De acordo com Gomes, os almanaques tinham formato ágil e levaram, tanto a populações urbanas quanto a rurais, uma possibilidade de informação e entretenimento. A linguagem de seus anúncios ia do mau gosto à sutil prosa aliciante. Abordavam temas polêmicos para a época, como divórcio e homossexualismo, e procuravam recriar situações que se identificavam com os problemas mais rotineiros de higiene, saúde e beleza.



“As promessas de cura em soluções rápidas e baratas vinham acompanhadas de sedutoras possibilidades de realização pessoal. Convencidos pela argumentação dos textos, leitores e leitoras experimentavam o xarope, a pílula ou o elixir, na esperança da gratificação física, material e sentimental”, conta Gomes no artigo.


Segundo o historiador, a tarefa de implantar novos hábitos de higiene, saúde e beleza cabia em parte aos publicitários. Assim, saúde e beleza era o slogan preferido dos propagandistas. Textos e imagens – especialmente a partir de década de 1930 – também vão introduzir não só as regras científicas, mas novos padrões de comportamento, usos e costumes. “Em busca de mercado para seus produtos industriais, a propaganda dos laboratórios arremete contra o modo de vida passado, sobrepondo-se às práticas artesanais de medicina caseira e desqualificando-as”, diz Gomes.

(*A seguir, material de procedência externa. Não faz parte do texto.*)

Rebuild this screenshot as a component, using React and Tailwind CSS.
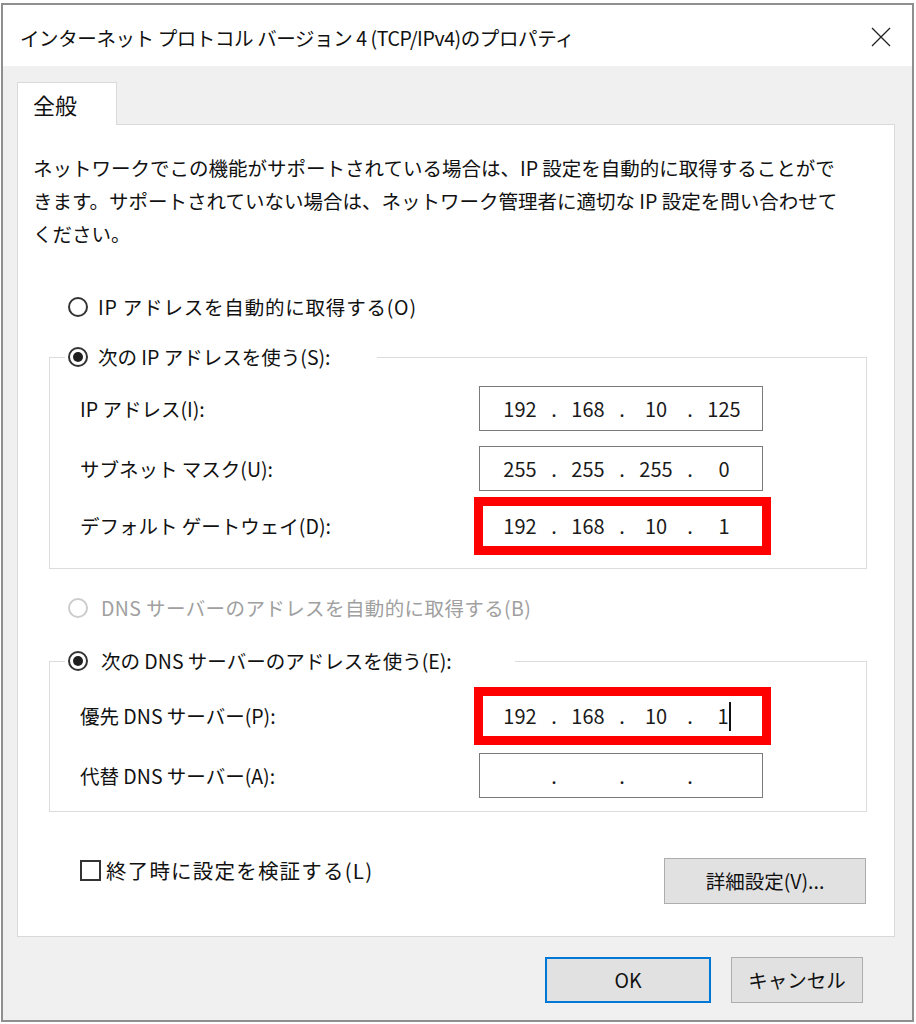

Além da propaganda, vários almanaques recorreram a outros recursos de divulgação. Textos em forma de crônica e conto, contando com enredo e personagens, também compunham o espaço dos almanaques. Menotti Del Picchia e Monteiro Lobato foram alguns dos escritores que assinaram trabalhos em almanaques. Lobato, por exemplo, foi considerado o intelectual mais importante para a história da propaganda nos almanaques de farmácia. Ele incluiu na publicidade do Biotônico Fontoura o personagem Jeca Tatu, que virou sucesso nacional.


 


A tarefa de ilustração dos almanaques também contou com a participação de conhecidos artistas do passado, como Belmonte, Kohout, Kalixto e J. Carlos. Artistas que usaram de diferentes meios nos trabalhos: criaram quadrinhos de humor e desenhos de melindrosas e mulheres ao banho, compuseram peças que enfocaram a solidão da doença e a felicidade da cura, retrataram a dor e a prostação feminina nos dias de tensão pré-menstrual, a aversão infantil mesclada com a eficiência do óleo de rícino e trouxeram o glamour das louras dos estúdios de Hollywood.


Os almanaques, porém, não eram apenas um amontoado de anúncios. Segundo Mario Gomes, eles introduziram em termos populares uma possibilidade de iniciação científica, funcionando como uma espécie de guia doméstico de saúde. “O discurso, intermediado pela linguagem da publicidade, colocou à disposição de muitos, em termos de texto e imagem, o que antes constituía um conhecimento restrito a poucos”, diz. Os almanaques, frente à carência material e cultural da população, também representaram o livro e a revistinha infantil. “Em outras ocasiões, fez a vez da própria cartilha, auxiliando adultos e crianças no aprendizado da leitura”, completa.



Os almanaques começaram a minguar depois que novas técnicas de propaganda e marketing apareceram no mercado publicitário. Mas legaram aos historiadores nítidas marcas de um jeito bem particular de fazer propaganda de medicamentos.